All around the infant God and nature meant that there should be displayed a real family unity. The child was intended to bind the mother and the father closer together. As the fruit of their love, he was to give their love fullness of meaning. So if such family unity does result, the child is very lucky indeed.

In his soft brain and upon his flexible emotions is recorded an ideal of home life and family harmony that will profoundly affect the home he himself later comes to establish. That ideal may be the very basis on which, arrived at maturity, he will build his own fine paternity, on which she will establish the virtues of a fine mother. Perhaps the quality of the home he will build is established before he has said for the first time the word mamma or daddy.

Lucky indeed is the child whose growing life is surrounded by an atmosphere of love, the frank love of the mother and the father, their united love for him. He watches and approves and long remembers his parents’ kissing one another on the father’s returning from the day’s work or on his leaving to be gone even for only a few hours.

I have never forgotten the fact that my father invariably kissed my mother even if he meant to be gone only from the room for a little longer than usual and that she greeted him on his homecoming each evening with outstretched arms and an affectionate kiss.

GRACIOUS MEMORIES

The happy symbolism of birthdays becomes a part of his emotional background. The gifts that are given within the family are signs of the welcome felt for the child who added his presence to the family or an indication of the children’s gratitude to their father and mother.

As sounds begin to gather in his mind and become coherent words and intelligible sentences, he grows to approve of the gentle tones that mark the voices of his parents as they speak to each other.

When his father calls his mother dearest, the child may already be aware that this is an adjective in the superlative, reserved for his father’s superlative woman. The poetic word darling, as yet not understood by the child, is still on the lips of his mother clear indication of the affection she feels for his dad.
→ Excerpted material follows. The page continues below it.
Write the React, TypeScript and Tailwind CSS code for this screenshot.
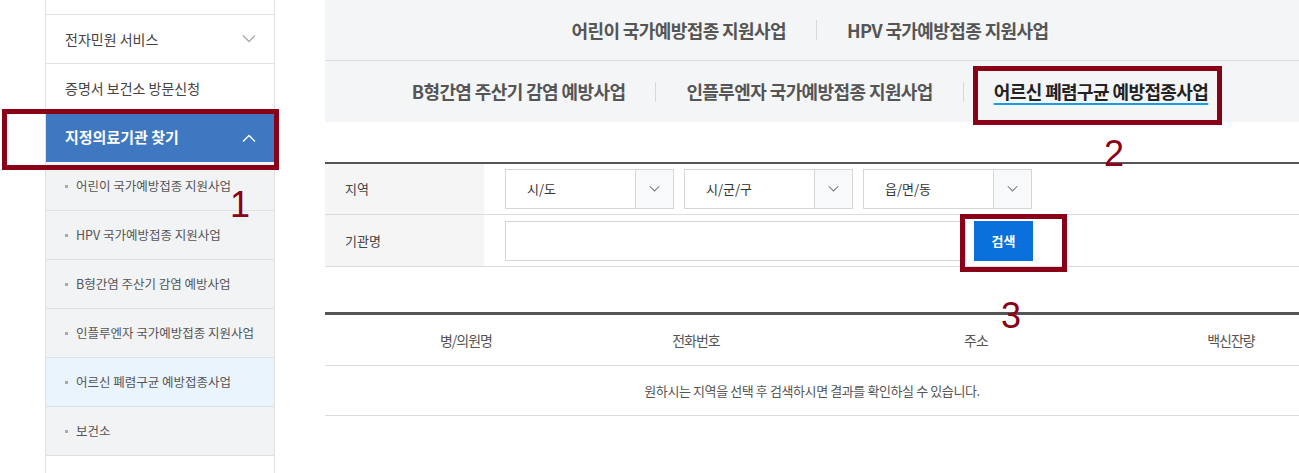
import React from 'react';

const FONT = { fontFamily: '"Noto Sans CJK KR", "Noto Sans", sans-serif' };
const NUM_FONT = { fontFamily: '"Liberation Sans", sans-serif' };

const subMenu = [
  '어린이 국가예방접종 지원사업',
  'HPV 국가예방접종 지원사업',
  'B형간염 주산기 감염 예방사업',
  '인플루엔자 국가예방접종 지원사업',
  '어르신 폐렴구균 예방접종사업',
  '보건소',
];

const Chevron = ({ up = false, className = '' }: { up?: boolean; className?: string }) => (
  <svg className={className} width="14" height="8" viewBox="0 0 14 8" fill="none" stroke="currentColor" strokeWidth="1.3">
    <path d={up ? 'M1 7.5L7 1.5l6 6' : 'M1 0.5l6 6 6-6'} />
  </svg>
);

const Select = ({ label }: { label: string }) => (
  <div className="flex h-[40px] w-[169px] border border-[#d6d6d6] bg-white">
    <div className="flex flex-1 items-center pl-[21px] text-[13px] text-[#333]">{label}</div>
    <div className="flex w-[38px] items-center justify-center border-l border-[#d6d6d6] bg-[#f8f9fb] text-[#777]">
      <Chevron className="w-[11px]" />
    </div>
  </div>
);

const Tab = ({ label, first = false, active = false }: { label: string; first?: boolean; active?: boolean }) => (
  <div className="flex items-center">
    {!first && <div className="h-[20px] w-px bg-[#d5d8dd]" />}
    <div className="px-[30px]">
      <span
        className={`text-[18px] font-bold tracking-[-0.6px] ${
          active
            ? 'text-[#222] underline decoration-[#1b9be0] decoration-2 underline-offset-[4px]'
            : 'text-[#555]'
        }`}
      >
        {label}
      </span>
    </div>
  </div>
);

export default function App() {
  return (
    <div className="relative flex h-[473px] w-full overflow-hidden bg-white" style={FONT}>
      {/* Sidebar */}
      <div className="ml-[45px] flex w-[230px] shrink-0 flex-col border-x border-[#e1e1e1]">
        <div className="h-[15px] border-b border-[#e1e1e1]" />
        <div className="flex h-[49px] items-center justify-between border-b border-[#e1e1e1] pl-[19px] pr-[18px] text-[14px] text-[#444]">
          <span>전자민원 서비스</span>
          <Chevron className="text-[#aaa]" />
        </div>
        <div className="flex h-[49px] items-center border-b border-[#e1e1e1] pl-[19px] text-[14px] text-[#444]">
          증명서 보건소 방문신청
        </div>
        <div className="flex h-[49px] items-center justify-between bg-[#3f78c1] pl-[19px] pr-[18px] text-[15px] font-bold text-white">
          <span>지정의료기관 찾기</span>
          <Chevron up className="text-white" />
        </div>
        {subMenu.map((item, i) => (
          <div
            key={item}
            className={`flex h-[49px] items-center gap-[8px] border-b border-[#e1e1e1] pl-[19px] text-[12.5px] text-[#555] ${
              i === 4 ? 'bg-[#eaf4fd]' : 'bg-[#f2f3f5]'
            }`}
          >
            <span className="h-[3px] w-[3px] bg-[#aaa]" />
            <span>{item}</span>
          </div>
        ))}
      </div>

      {/* Main */}
      <div className="ml-[50px] flex flex-1 flex-col">
        <div className="bg-[#f4f5f7]">
          <div className="flex h-[61px] items-center justify-center border-b border-[#dcdde0] pr-[4px]">
            <Tab first label="어린이 국가예방접종 지원사업" />
            <Tab label="HPV 국가예방접종 지원사업" />
          </div>
          <div className="flex h-[61px] items-center justify-center pr-[4px]">
            <Tab first label="B형간염 주산기 감염 예방사업" />
            <Tab label="인플루엔자 국가예방접종 지원사업" />
            <Tab active label="어르신 폐렴구균 예방접종사업" />
          </div>
        </div>

        {/* Search form */}
        <div className="mt-[40px] border-t-2 border-[#555]">
          <div className="flex h-[51px] border-b border-[#dcdcdc]">
            <div className="flex w-[159px] items-center bg-[#f5f5f5] pl-[20px] text-[13px] text-[#444]">지역</div>
            <div className="flex items-center gap-[10px] pl-[21px]">
              <Select label="시/도" />
              <Select label="시/군/구" />
              <Select label="읍/면/동" />
            </div>
          </div>
          <div className="flex h-[52px] border-b border-[#dcdcdc]">
            <div className="flex w-[159px] items-center bg-[#f5f5f5] pl-[20px] text-[13px] text-[#444]">기관명</div>
            <div className="flex items-center gap-[8px] pl-[21px]">
              <div className="h-[40px] w-[461px] border border-[#d6d6d6] bg-white" />
              <button className="flex h-[40px] w-[59px] items-center justify-center bg-[#0a70dc] text-[13px] font-bold text-white">
                검색
              </button>
            </div>
          </div>
        </div>

        {/* Result table */}
        <div className="mt-[45px] border-t-[3px] border-[#555] text-[#555]">
          <div className="flex h-[51px] items-center border-b border-[#dcdcdc] text-[14px] tracking-[-1px]">
            <div className="w-[282px] text-center">병/의원명</div>
            <div className="w-[178px] text-center">전화번호</div>
            <div className="w-[382px] text-center">주소</div>
            <div className="w-[128px] text-center">백신잔량</div>
          </div>
          <div className="flex h-[50px] items-center justify-center border-b border-[#dcdcdc] text-[13px] tracking-[-0.4px]">
            원하시는 지역을 선택 후 검색하시면 결과를 확인하실 수 있습니다.
          </div>
        </div>
      </div>

      {/* Annotations */}
      <div className="pointer-events-none absolute left-[2px] top-[109px] h-[61px] w-[277px] border-[5px] border-[#8a0016]" />
      <div className="pointer-events-none absolute left-[973px] top-[66px] h-[59px] w-[249px] border-[5px] border-[#8a0016]" />
      <div className="pointer-events-none absolute left-[960px] top-[214px] h-[58px] w-[107px] border-[5px] border-[#8a0016]" />
      <span className="absolute left-[230px] top-[187px] text-[36px] leading-none text-[#8a0016]" style={NUM_FONT}>1</span>
      <span className="absolute left-[1104px] top-[136px] text-[36px] leading-none text-[#8a0016]" style={NUM_FONT}>2</span>
      <span className="absolute left-[1001px] top-[298px] text-[36px] leading-none text-[#8a0016]" style={NUM_FONT}>3</span>
    </div>
  );
}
He comes to know their frank enjoyment of each other’s company. He makes an effort to fit himself into their joy.

Love is the first lesson that should be taught to every child. He should find it in the love of his brothers and sisters for each other and for him. He should see it in the attitude his parents take toward their friends, the real pleasure with which they welcome them. Charity in the true sense of love must begin at home. If it does, it is the warm cushion that protects the new little human being against the harsh shocks of the world that has just received him.

THE IMPRESSIONS OF HOME

Love, we always like to remember, is essentially productive. This is why the love of a mother and a father results in that wonderful production which is a home.

To all of us the home of our childhood remains the most important house in the world. With the years we come to magnify it. We spread out its proportions and invest its rooms with an ample spaciousness they did not really possess.

Priests who have spent quite a time in the seminary, or religious who for a period of years have been living in a religious house, or for that matter a man and a woman who have been long absent from the home of their childhood are amazed upon their return to find how really small the house is.

In their absence they dreamed of the living room as being big enough to contain all their young friends at the same time, plus possibly a couple of swing bands and a small army of secondary acquaintances. They thought of the dining room as being little short of a banquet hall; King Arthur’s knights wouldn’t be too crowded around that ample table.

Then still under the spell of the magnifying power of childish memory they return and find the house quite tiny and the rooms they had remembered as stretching out into space really cramped and almost oppressively narrow.

Such is the simple influence of a sense of importance upon a memory of size. That first house of our childhood was enormously significant; therefore it must have been vast in proportions and capacious in its power to welcome our friends.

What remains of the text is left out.